Thursday, 21 May 2009

worth reading

Charles Stross is a dude - near future sci-fi is a) VERY interesting and b) not often done well. He pulls it off - if your interested I highly recommend accelerando.

Either way this is his keynote speech from a recent MMO conference - which doesn't have too much to do with MMO's but a lot to do with the future of the internet and computing in general.

The concept that I think is most interesting and already semi-visible within current high-end gadgets (ie the iphone) is the dissolution of the net-space/meat-space boundary (ie internet becoming part of the real world rather than something on the other-side of a screen). This is something that will be most likely the next paradigm shift (the advent of the 'net was the last one).
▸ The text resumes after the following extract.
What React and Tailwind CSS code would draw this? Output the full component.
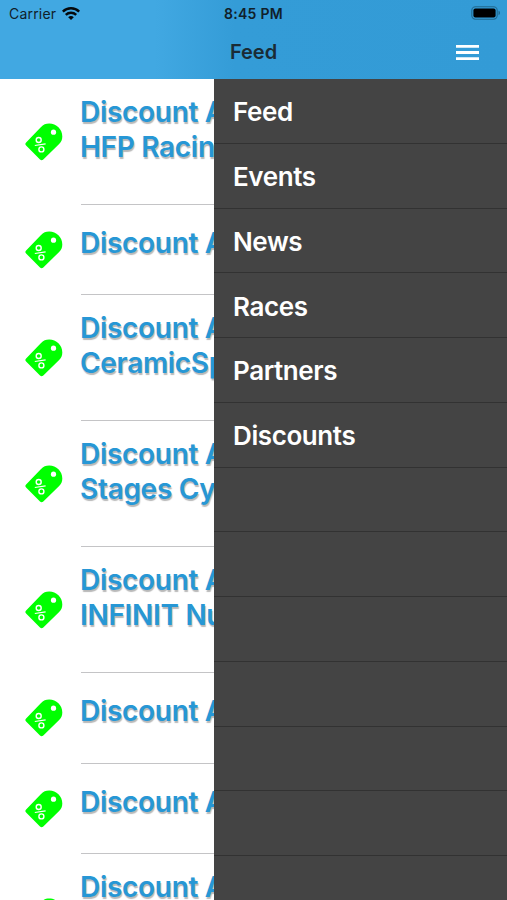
const discounts = [
  ['Discount At', 'HFP Racing'],
  ['Discount At'],
  ['Discount At', 'CeramicSpeed'],
  ['Discount At', 'Stages Cycling'],
  ['Discount At', 'INFINIT Nutrition'],
  ['Discount At'],
  ['Discount At'],
  ['Discount At', ''],
];

const menu = ['Feed', 'Events', 'News', 'Races', 'Partners', 'Discounts', '', '', '', '', '', '', ''];

function Tag() {
  return (
    <svg viewBox="0 0 38 38" className="ml-[25px] h-[38px] w-[38px] shrink-0">
      <path
        d="M1.1 19.4 15.8 4.2C18.4 1.6 20.8.6 24.2.6 31.4.6 37.3 6.4 37.3 13.4c0 3.2-1 5.5-3.4 7.8L18.3 36.4q-1.7 1.5-3.3 0L1.1 22.5q-1.5-1.5 0-3.1Z"
        fill="#00ff00"
      />
      <circle cx="28.5" cy="9.2" r="2.6" fill="#fff" />
      <g fill="none" stroke="#fff" strokeWidth="1.4">
        <circle cx="13.7" cy="17" r="2.5" />
        <circle cx="16.4" cy="26.4" r="2.5" />
        <path d="M9.8 22.5 20.6 20.9" strokeWidth="1.1" />
      </g>
    </svg>
  );
}

function DiscountRow({ lines }) {
  const double = lines.length > 1;
  return (
    <div className={`flex shrink-0 items-center ${double ? 'h-[126px]' : 'h-[90.3px]'}`}>
      <Tag />
      <div
        className={`ml-[18px] h-full w-[420px] shrink-0 border-b border-[#c4c4c6] text-[28px] leading-[34.6px] font-semibold tracking-[-0.3px] whitespace-nowrap text-[#2797d5] [text-shadow:1px_2px_1px_rgba(0,0,0,0.28)] ${double ? 'pt-[16px]' : 'pt-[21px]'}`}
      >
        {lines.map((line, i) => (
          <div key={i} className="-ml-px">{line}</div>
        ))}
      </div>
    </div>
  );
}

export default function App() {
  return (
    <div className="flex h-[900px] w-[507px] flex-col overflow-hidden bg-white font-['Inter','Liberation_Sans',sans-serif]">
      <header className="h-[79px] shrink-0 bg-[linear-gradient(90deg,#41a8e2_0,#41a8e2_155px,#349cd7_235px,#339bd6_100%)]">
        <div className="grid h-[27px] grid-cols-3 items-center text-[#10202a]">
          <div className="flex items-center pl-[9px] text-[14px] tracking-[0.2px]">
            Carrier
            <svg viewBox="0 0 18 13" className="ml-[6px] h-[13px] w-[18px]" fill="none" stroke="#05090c" strokeWidth="2.5">
              <path d="M.8 4.6C5.3.2 12.7.2 17.2 4.6" />
              <path d="M3.8 7.8C6.8 5 11.2 5 14.2 7.8" />
              <path d="M6.2 10.2C7.8 8.7 10.2 8.7 11.8 10.2L9 13Z" fill="#05090c" stroke="none" />
            </svg>
          </div>
          <div className="text-center text-[14px] font-semibold tracking-[0.3px] whitespace-nowrap">8:45 PM</div>
          <svg viewBox="0 0 30 14" className="mr-[6px] mb-px h-[14px] w-[30px] justify-self-end">
            <rect x=".8" y=".8" width="25.4" height="12.4" rx="3.6" fill="none" stroke="#21698f" strokeWidth="1.1" />
            <rect x="2.4" y="2.4" width="22.2" height="9.2" rx="2" fill="#000" />
            <path d="M27.5 4.8c2 .5 2 3.9 0 4.4Z" fill="#21698f" />
          </svg>
        </div>
        <div className="grid h-[50px] grid-cols-[1fr_auto_1fr] items-center">
          <span />
          <h1 className="text-[20px] font-semibold tracking-[0px] text-[#1a2b35]">Feed</h1>
          <svg viewBox="0 0 23 17" className="mr-[28px] h-[17px] w-[23px] justify-self-end" fill="#fff">
            <path d="M0 1h23v2.8H0zM0 7.1h23v2.8H0zM0 13.2h23V16H0z" />
          </svg>
        </div>
      </header>
      <div className="flex min-h-0 flex-1">
        <main className="flex w-[214px] shrink-0 flex-col overflow-hidden">
          {discounts.map((lines, i) => (
            <DiscountRow key={i} lines={lines} />
          ))}
        </main>
        <nav className="flex flex-1 flex-col overflow-hidden bg-[#444]">
          {menu.map((item, i) => (
            <div
              key={i}
              className="flex h-[64.75px] shrink-0 items-center border-b border-[#323232] pt-[2px] pl-[19px] text-[26px] font-semibold tracking-[-0.4px] text-white"
            >
              {item}
            </div>
          ))}
        </nav>
      </div>
    </div>
  );
}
Moving to a society that treats information and the access of it as a basic human right. Currently its only the hard-core netizens (ie me) that get annoyed when they are cut off from internet access but this is rapidly changing.

The business and academic worlds have accepted email as the standard method of communication, Twitter and its blogging brethren are becoming the accepted methods of breaking news (see swine flu and the Mumbai bombings). While much of the populous consider the internet a hobby or something to use to send the odd email it is rapidly (for people under 30) becoming the only method of communication and research.
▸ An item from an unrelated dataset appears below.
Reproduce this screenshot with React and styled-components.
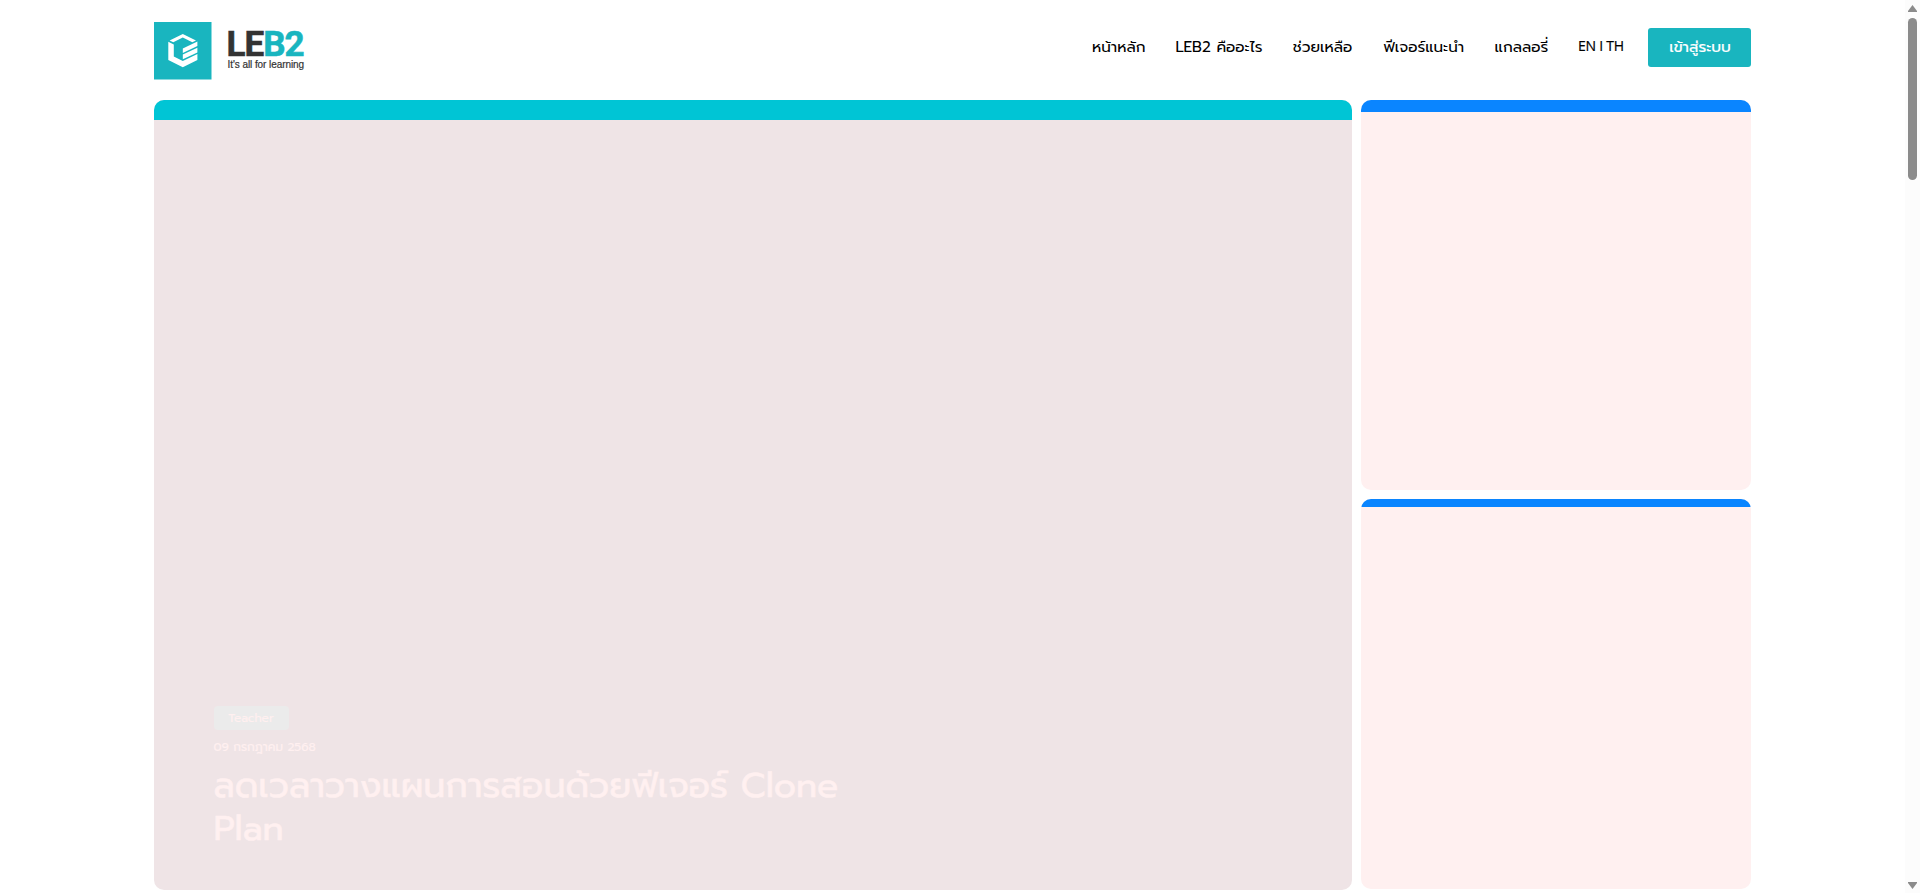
import React from "react";
import styled, { createGlobalStyle } from "styled-components";

const Global = createGlobalStyle`
  * { box-sizing: border-box; }
  body {
    margin: 0;
    height: 893px;
    overflow: hidden;
    background: #fff;
    color: #000;
    font-family: Prompt, "Noto Sans Thai", "Noto Sans", "Liberation Sans", sans-serif;
  }
`;

const Window = styled.div`
  display: flex;
  height: 893px;
`;

const Page = styled.div`
  flex: 1;
  padding: 0 154px;
`;

const Header = styled.header`
  display: flex;
  align-items: flex-start;
  justify-content: space-between;
  height: 100px;
`;

const Brand = styled.a`
  display: flex;
  padding-top: 22px;
`;

const LogoMark = styled.svg`
  width: 58px;
  height: 58px;
`;

const Wordmark = styled.div`
  display: flex;
  flex-direction: column;
  margin: 2px 0 0 14.5px;
  color: #333;
`;

const BrandName = styled.span`
  height: 35px;
  font-family: Roboto, "Liberation Sans", Arial, sans-serif;
  font-size: 35px;
  line-height: 42px;
  font-weight: 700;
  letter-spacing: -1px;
  -webkit-text-stroke: 0.6px currentColor;
`;

const Accent = styled.span`
  color: #19b5bf;
`;

const Tagline = styled.span`
  padding-left: 1px;
  font-family: "Liberation Sans", Arial, sans-serif;
  font-size: 10px;
  line-height: 12px;
  letter-spacing: -0.07px;
  white-space: nowrap;
  -webkit-text-stroke: 0.2px #333;
`;

const Nav = styled.nav`
  display: flex;
  padding-top: 28px;
`;

const NavItem = styled.a`
  width: ${(p) => p.$width}px;
  margin-right: 30.4px;
  font-size: 15.2px;
  line-height: 38px;
  white-space: nowrap;
`;

const Language = styled.div`
  width: 46px;
  margin-right: 24px;
  font-family: "Open Sans", sans-serif;
  font-size: 14px;
  line-height: 36px;
  letter-spacing: -0.25px;
  white-space: nowrap;
  -webkit-text-stroke: 0.2px #000;
`;

const LoginButton = styled.button`
  width: 103px;
  height: 39px;
  padding: 0 0 1px 1px;
  border: 0;
  border-radius: 3px;
  background: #19b5bf;
  color: #fff;
  font: 400 15.2px/38px Prompt, "Noto Sans Thai", "Noto Sans", sans-serif;
  white-space: nowrap;
  -webkit-text-stroke: 0.2px #fff;
`;

const Cards = styled.main`
  display: grid;
  grid-template-columns: 1198px 390px;
  column-gap: 9px;
`;

const Hero = styled.section`
  display: flex;
  flex-direction: column;
  height: 790px;
  overflow: hidden;
  border-radius: 10px;
  background: #efe4e6;
`;

const Bar = styled.div`
  flex: none;
  height: ${(p) => p.$height}px;
  background: ${(p) => p.$color};
`;

const HeroText = styled.div`
  margin-top: auto;
  padding: 0 60px 40px 59.5px;
  color: #fff0f0;
  -webkit-text-stroke: 0.2px #fff0f0;
`;

const Tag = styled.span`
  display: block;
  width: 75px;
  height: 24px;
  border-radius: 4px;
  background: #ebebeb;
  font-size: 12px;
  line-height: 24px;
  text-align: center;
`;

const DateLine = styled.div`
  margin: 5px 0;
  font-size: 12px;
  line-height: 24px;
  white-space: nowrap;
`;

const Title = styled.h1`
  margin: 0;
  font-size: 35px;
  line-height: 43px;
  font-weight: 400;
  white-space: nowrap;
  -webkit-text-stroke: 0.6px #fff0f0;
`;

const Side = styled.aside`
  display: flex;
  flex-direction: column;
  gap: 9px;
`;

const SideCard = styled.section`
  height: 390px;
  overflow: hidden;
  border-radius: 10px;
  background: #fff0f0;
`;

const Scrollbar = styled.div`
  display: flex;
  flex-direction: column;
  align-items: center;
  width: 15px;
  padding-top: 5px;
  background: #fcfcfc;
`;

const Thumb = styled.div`
  width: 9px;
  height: 162px;
  margin: 6px 0 auto;
  border-radius: 5px;
  background: #8b8b8b;
`;

const Arrow = styled.svg`
  width: 9px;
  height: 7px;
  margin-bottom: ${(p) => p.$bottom || 0}px;
`;

const links = [
  ["หน้าหลัก", 53],
  ["LEB2 คืออะไร", 87],
  ["ช่วยเหลือ", 60],
  ["ฟีเจอร์แนะนำ", 81],
  ["แกลลอรี่", 53],
];

export default function App() {
  return (
    <Window>
      <Global />
      <Page>
        <Header>
          <Brand>
            <LogoMark viewBox="0 0 58 58">
              <rect width="57.5" height="57.5" fill="#19b5bf" />
              <g fill="#fff">
                <path d="M15.6 18.6 L28.8 12 L42 18.6 L38.3 20.2 L28.8 15.5 L19.3 20.2 Z" />
                <path d="M14.3 19.8 L19.8 22.4 V34.6 L28.8 38.9 L43.4 32 V38 L28.8 45.2 L14.3 38 Z" />
                <path d="M43.4 19.4 V24 L28.8 31 V26.4 Z" />
                <path d="M43.4 25.7 V30.4 L28.8 37.3 V32.6 Z" />
              </g>
            </LogoMark>
            <Wordmark>
              <BrandName>LE<Accent>B2</Accent></BrandName>
              <Tagline>It's all for learning</Tagline>
            </Wordmark>
          </Brand>
          <Nav>
            {links.map(([label, width]) => (
              <NavItem key={label} $width={width}>{label}</NavItem>
            ))}
            <Language>EN I TH</Language>
            <LoginButton>เข้าสู่ระบบ</LoginButton>
          </Nav>
        </Header>
        <Cards>
          <Hero>
            <Bar $height={20} $color="#00c5d5" />
            <HeroText>
              <Tag>Teacher</Tag>
              <DateLine>09 กรกฎาคม 2568</DateLine>
              <Title>ลดเวลาวางแผนการสอนด้วยฟีเจอร์ Clone<br />Plan</Title>
            </HeroText>
          </Hero>
          <Side>
            <SideCard><Bar $height={11.6} $color="#0a85ff" /></SideCard>
            <SideCard><Bar $height={7.6} $color="#0a85ff" /></SideCard>
          </Side>
        </Cards>
      </Page>
      <Scrollbar>
        <Arrow viewBox="0 0 9 7"><path d="M4.5 0 L9 6 V7 H0 V6 Z" fill="#8b8b8b" /></Arrow>
        <Thumb />
        <Arrow $bottom={4} viewBox="0 0 9 7"><path d="M4.5 7 L9 1 V0 H0 V1 Z" fill="#8b8b8b" /></Arrow>
      </Scrollbar>
    </Window>
  );
}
In my case more and more of my 'luxury' purchases (ie DVDs) come from online and using google maps on my phone has saved me several times (can't wait to get my iPhone once i can afford it). With things like the sixth-sense in development and pushing more of the internet into the real world.

Going back to the speech I think one of the most interesting aspects of this is that it is predicted within the next 20 years - with e-readers and similar already hitting the market as well as the iPhone considered the bench mark for next-gen mobiles I wonder if a lot of this won't be here sooner. It's also interesting to see how the rate at which we lose the ability to predict the future is lessening. In the 1900's people thought they could see clearly to about now. Now people are un-willing to bet beyond the next 5-years let alone several decades.